With a gathering of such eminent persons from various fields the public should expect nothing but fair and unassailable adjudication. The body is an alternative dispute resolution mechanism which will use its collective wisdom to tackle disputes brought before it. It will have to be guided by two journalism tools (a) the recently revised and approved code of journalism ethics (b) canons of journalism practice. These canons are encapsulated in the acronym FOBAC, that is Fairness, Objectivity, Balance, Accuracy and Completeness.

The range of what people may be expected to complain about will include articles in newspapers and magazines in Nigeria or materials broadcast on radio or television as well as online that a person believes affects his or her unfairly. They are also expected to look into reports filed about the conduct of a journalist that is objectionable and adjudicate on them. Since there are lawyers on the board it may be wise for them to look into legal issues if the combatants agree since it takes quite an inordinately long time to settle cases in our courts. Legal expenditure is also humongous if one is to traverse all the courts all the way to the Supreme Court. A group such as this is absolutely important at this time when the social media artists are poisoning the waters of professional journalism which brings a bad name to the media generally. There are very many one-person news organisations where news is fabricated and dished out to the public. They erroneously call what they do citizen journalism but journalism is a profession guided by rules of practice and ethics. It is not a one-person orchestra.

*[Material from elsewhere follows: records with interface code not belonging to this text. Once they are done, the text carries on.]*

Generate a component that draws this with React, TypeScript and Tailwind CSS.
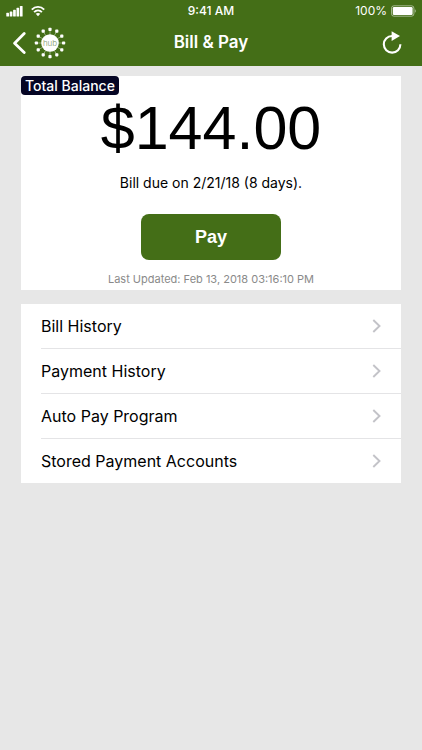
import React from 'react';

const menuItems = ['Bill History', 'Payment History', 'Auto Pay Program', 'Stored Payment Accounts'];

const dots = [0, 30, 60, 90, 120, 150, 180, 210, 240, 270, 300, 330].map((deg) => {
  const rad = (deg * Math.PI) / 180;
  return { deg, x: 16 + 13.6 * Math.cos(rad), y: 16 + 13.6 * Math.sin(rad) };
});

const StatusBar: React.FC = () => {
  return (
    <div className="grid grid-cols-3 items-center h-5 px-1.5 pt-0.5 text-xs">
      <div className="flex items-center gap-2">
        <svg width="17" height="12" viewBox="0 0 17 12" fill="currentColor" aria-hidden="true">
          <rect x="0.3" y="7.8" width="2.7" height="3.7" rx="0.6" />
          <rect x="3.7" y="6.5" width="2.7" height="5" rx="0.6" />
          <rect x="7.1" y="4.8" width="2.7" height="6.7" rx="0.6" />
          <rect x="10.5" y="2.8" width="2.7" height="8.7" rx="0.6" />
          <rect x="13.9" y="1" width="2.7" height="10.5" rx="0.6" />
        </svg>
        <svg width="14" height="12" viewBox="0 0 14 12" fill="none" stroke="currentColor" strokeWidth="1.9" aria-hidden="true">
          <path d="M0.8 4.6 C4.3 0.9 9.7 0.9 13.2 4.6" />
          <path d="M3.1 7.1 C5.3 4.9 8.7 4.9 10.9 7.1" />
          <path d="M7 11.2 L4.7 8.8 C6 7.6 8 7.6 9.3 8.8 Z" fill="currentColor" stroke="none" />
        </svg>
      </div>
      <span className="text-center font-medium">9:41 AM</span>
      <div className="flex items-center justify-end gap-1">
        <span>100%</span>
        <svg width="25" height="12" viewBox="0 0 25 12" aria-hidden="true">
          <rect x="0.5" y="0.8" width="22.4" height="10.4" rx="2.4" fill="none" stroke="currentColor" strokeOpacity="0.5" />
          <rect x="1.8" y="2.1" width="19.8" height="7.8" rx="1.2" fill="currentColor" />
          <path d="M23.8 4.2 C25.2 4.7 25.2 7.3 23.8 7.8 Z" fill="currentColor" fillOpacity="0.5" />
        </svg>
      </div>
    </div>
  );
};

const HubLogo: React.FC = () => {
  return (
    <svg width="32" height="32" viewBox="0 0 32 32" aria-hidden="true">
      {dots.map(({ deg, x, y }) => (
        <g key={deg}>
          <line x1="16" y1="16" x2={x} y2={y} stroke="white" strokeWidth="0.6" strokeOpacity="0.7" />
          <rect x={x - 1.6} y={y - 1.6} width="3.2" height="3.2" rx="0.8" fill="white" />
        </g>
      ))}
      <circle cx="16" cy="16" r="8.8" fill="white" />
      <text x="16" y="18.8" textAnchor="middle" fontSize="8" fill="#82996a" className="font-light">hub</text>
    </svg>
  );
};

const Header: React.FC = () => {
  return (
    <header className="bg-[#446e17] text-white">
      <StatusBar />
      <div className="grid grid-cols-3 items-center h-[46px] px-3">
        <button type="button" aria-label="Back" className="flex items-center gap-2 justify-self-start">
          <svg width="14" height="24" viewBox="0 0 14 24" fill="none" stroke="white" strokeWidth="2.8" strokeLinecap="round" strokeLinejoin="round" aria-hidden="true">
            <path d="M12.2 2.6 L2.6 12.2 L12.2 21.6" />
          </svg>
          <HubLogo />
        </button>
        <h1 className="text-center text-[17px] font-semibold">Bill &amp; Pay</h1>
        <button type="button" aria-label="Refresh" className="justify-self-end pr-2">
          <svg width="20" height="24" viewBox="0 0 20 24" aria-hidden="true">
            <path d="M10 5 A8.3 8.3 0 1 0 18.4 13.3" fill="none" stroke="white" strokeWidth="2.1" />
            <path d="M9.6 0.2 L18 5 L9.6 10 Z" fill="white" />
          </svg>
        </button>
      </div>
    </header>
  );
};

const BalanceCard: React.FC = () => {
  return (
    <section className="flex flex-col items-center bg-white">
      <h2 className="self-start h-[19px] px-1 rounded bg-[#050524] text-sm leading-[19px] font-medium text-white">
        Total Balance
      </h2>
      <p className="font-['Liberation_Sans',Arial,sans-serif] text-[61px] leading-[66px]">$144.00</p>
      <p className="mt-3 text-sm leading-5">Bill due on 2/21/18 (8 days).</p>
      <button
        type="button"
        className="mt-[21px] w-[140px] h-[46px] rounded-lg bg-[#446e17] font-['Liberation_Sans',Arial,sans-serif] text-lg font-bold text-white"
      >
        Pay
      </button>
      <p className="mt-[11px] pb-[3px] text-[11px] leading-4 text-[#8a8a8a]">Last Updated: Feb 13, 2018 03:16:10 PM</p>
    </section>
  );
};

const Menu: React.FC = () => {
  return (
    <nav className="mt-3.5 bg-white">
      <ul className="pl-5">
        {menuItems.map((item) => (
          <li key={item} className="border-b border-[#e4e4e6] last:border-b-0">
            <a href="#" className="flex items-center justify-between h-11 pr-5 text-base">
              {item}
              <svg width="9" height="14" viewBox="0 0 9 14" fill="none" stroke="#c3c3c8" strokeWidth="1.9" aria-hidden="true">
                <path d="M1.3 1 L7.5 7 L1.3 13" />
              </svg>
            </a>
          </li>
        ))}
      </ul>
    </nav>
  );
};

const App: React.FC = () => {
  return (
    <div className="min-h-screen bg-[#e7e7e7] font-['Inter',sans-serif] text-black">
      <Header />
      <main className="px-[21px] pt-2.5">
        <BalanceCard />
        <Menu />
      </main>
    </div>
  );
};

export default App;
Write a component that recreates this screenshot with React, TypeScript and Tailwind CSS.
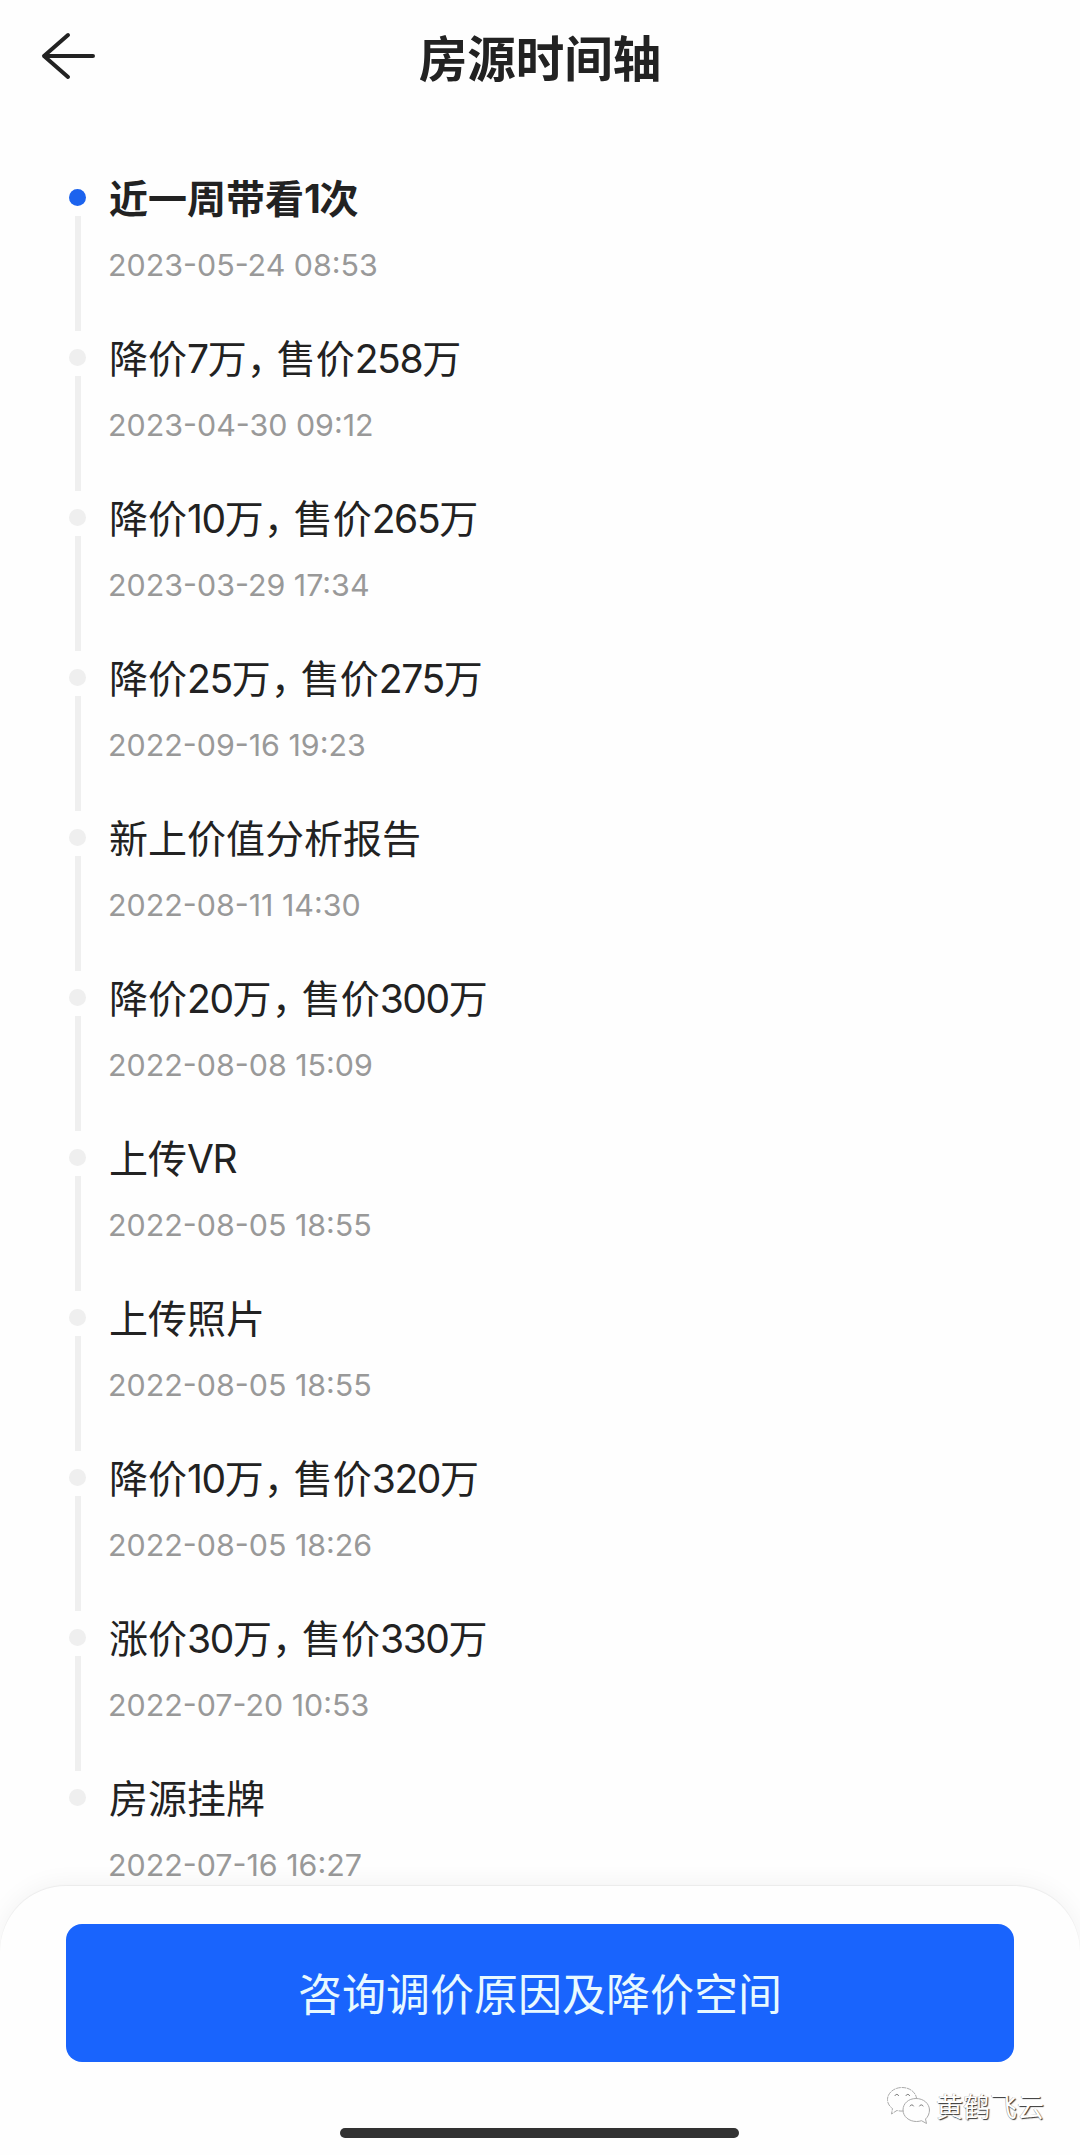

No one person organisation can dish out information that can pass the journalism test. Journalism is a rigorous profession which needs a long line of reporters, line editors and editors to check and cross-check what is being served to the public. That template has been severely watered down by social media activists who prefer speed to accuracy in their so called news dissemination. The social media anarchists are the most prominent purveyors of fake news and hate speech because most of them are untrained in journalism. The National Human Rights Commission (NHRC) has just announced that it had recorded 22 incidents of hate speech during the recent elections. This was revealed by Mr Hilary Ogbonna who is the Project Coordinator of Mobilising Voters for Election (MOVE) of the Commission. That is a serious accusation that does no credit to those who were the conveyor belts of these pieces of hate speech.

The coverage of the elections by various media fell short of reasonable expectation. There were several cases where the media fanned the embers of disunity and discord and a few cases of profiling too.

The worst aspects of the election coverage were the opinion polls. Almost all the opinion polls as published violated the rules of the Nigerian media code of election coverage. The rule says that “a journalist shall ensure due diligence and exercise restraint in reporting the findings of election opinion polls by clearly stating the context, particularly those who commissioned and conducted the poll, the specific questions that were asked, the number and diversity of people interviewed and the limitations and margin of error of the poll.”

Also the code states that “a media organisation shall make use of objective methodologies that neither favour nor exclude particular groups and interests in conducting election opinion polls.” In these respect it is obvious that all the media that published or broadcast the opinion poll results fell short of the requirements for the dissemination of such poll results. Most of the polls had very limited samples in a country of more than 200 million people and 174, 000 polling units. The media ought to have done better than they did.